Vous faites allusion aux manuels écrits en arabe ou dans une langue étrangère ?
Les manuels en arabe sont écrits dans une langue qui éloigne les élèves de leur quotidien. Je vous donne un exemple : j’étais en train de réviser avec ma fille, et à chaque page, je bute contre des mots, empruntés à un arabe parlé au moyen âge.

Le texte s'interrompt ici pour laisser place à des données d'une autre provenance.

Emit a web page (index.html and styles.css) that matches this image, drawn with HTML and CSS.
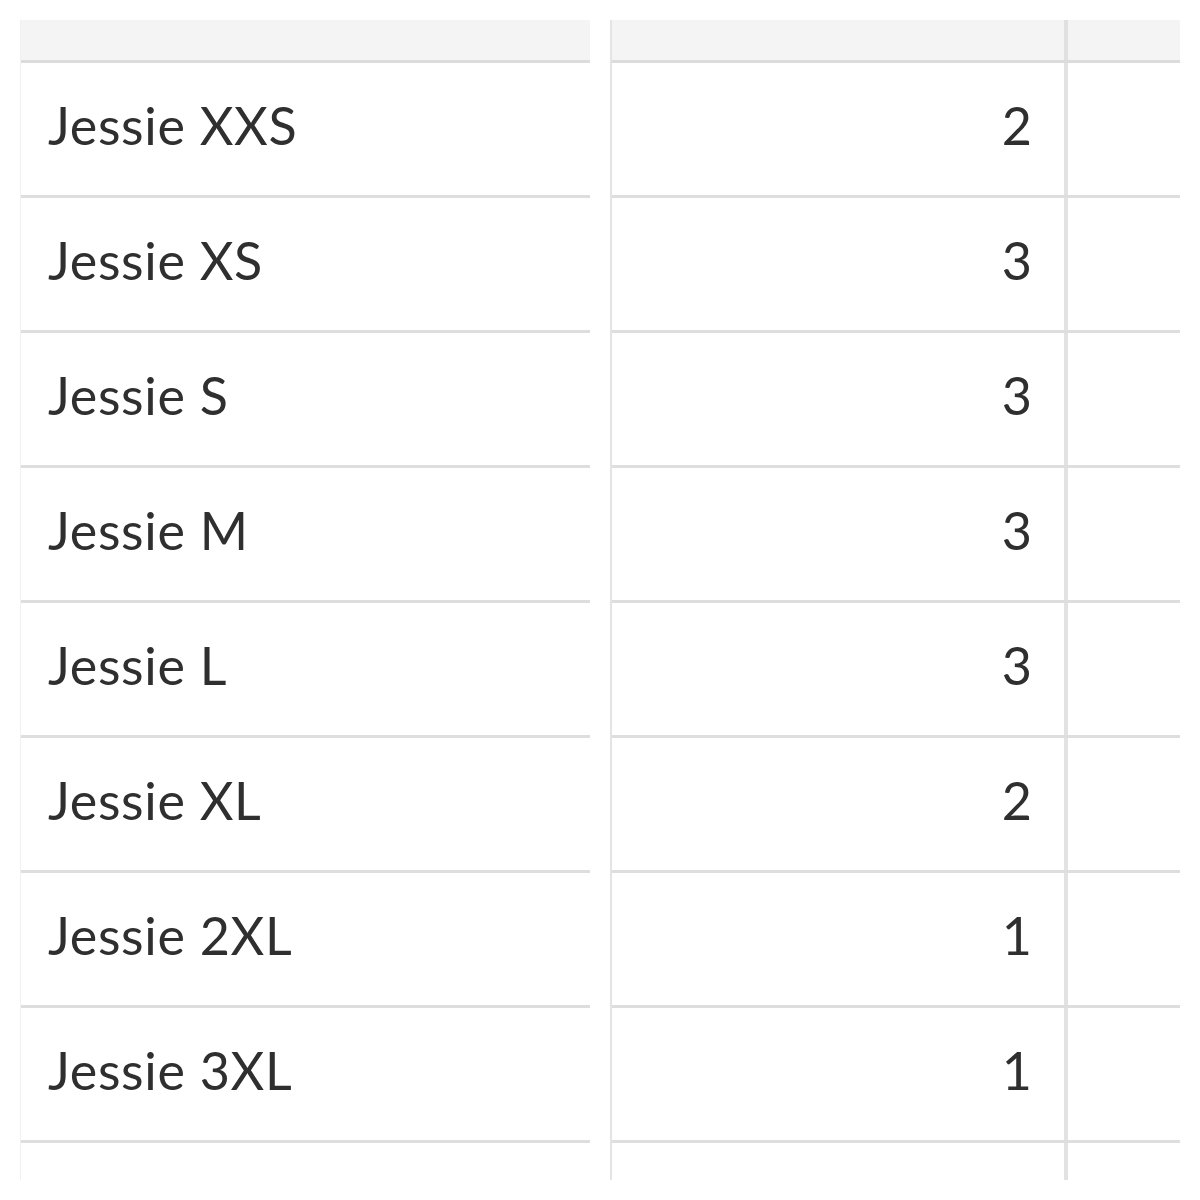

Pourquoi diable écrire «koub», alors que le mot «kaâss», qui est très correct et désigne le même objet, ne trouve pas grâce aux yeux des auteurs de ces manuels ?
Vous voulez dire que le manque de communication entre le monde des élèves et la langue des manuels est en partie responsable du petit taux de réussite ?
Ce que je veux dire, c’est qu’aucune réforme de l’éducation nationale ne peut réussir tant que l’élève communique dans les écoles avec une langue qui n’est pas la sienne. L’élève ne peut pas continuer de prononcer une phrase sans recourir à un dictionnaire. Ce n’est pas possible. Il est tout de même censé parler la langue véhiculée à l’extérieur. Or, force est de reconnaître que l’arabe classique place les élèves dans des situations déréalisantes ou schizophréniques. Il ne faut pas s’étonner qu’ils refusent d’entendre la langue que leur tient leur prof.
Mais cela a toujours été ainsi…
Et bien, il est temps que ça change, parce que le Maroc a changé. Nos enfants sont confrontés à de nouveaux outils de communication. Les enseignants doivent les suivre, venir à eux. Et dans toutes les réformes engagées au ministère de l’Education, on a oublié de miser sur l’humain. Les enseignants n’ont fait l’objet d’aucun cycle de formation ou de recyclage. Ils n’effectuent pas de stage. Le monde a changé autour d’eux, alors qu’ils continuent de dispenser leur enseignement dans une langue archaïque.
Que préconisez-vous à ce sujet ?
Aucune réforme ne peut réussir si l’on continue à communiquer un savoir dans une langue inadaptée. La révision des manuels est urgente. La langue marocaine comporte au moins 90% de mots qui peuvent être insérés dans des livres. Cela nécessite un travail, un chantier, des équipes de chercheurs. Mais le défi est à la hauteur des attentes. Et d’ailleurs, cela réconciliera les élèves avec la langue qu’ils parlent en dehors des murs de la classe.
Pourtant, la politique d’arabisation est censée enraciner encore plus l’enseignement de l’arabe classique…
Et elle a abouti à un échec. Regardez autour de vous, les élèves ne maîtrisent ni l’arabe, ni le français. Ils sont déphasés, parce que les outils de communication sont en inadéquation avec la langue qu’ils parlent dans la vie courante. La pièce maîtresse pour que cette situation change est le manuel scolaire. Autrement, on continuera à espérer réformer l’éducation nationale, tout en éduquant nos enfants dans une langue qu’ils ne comprennent pas.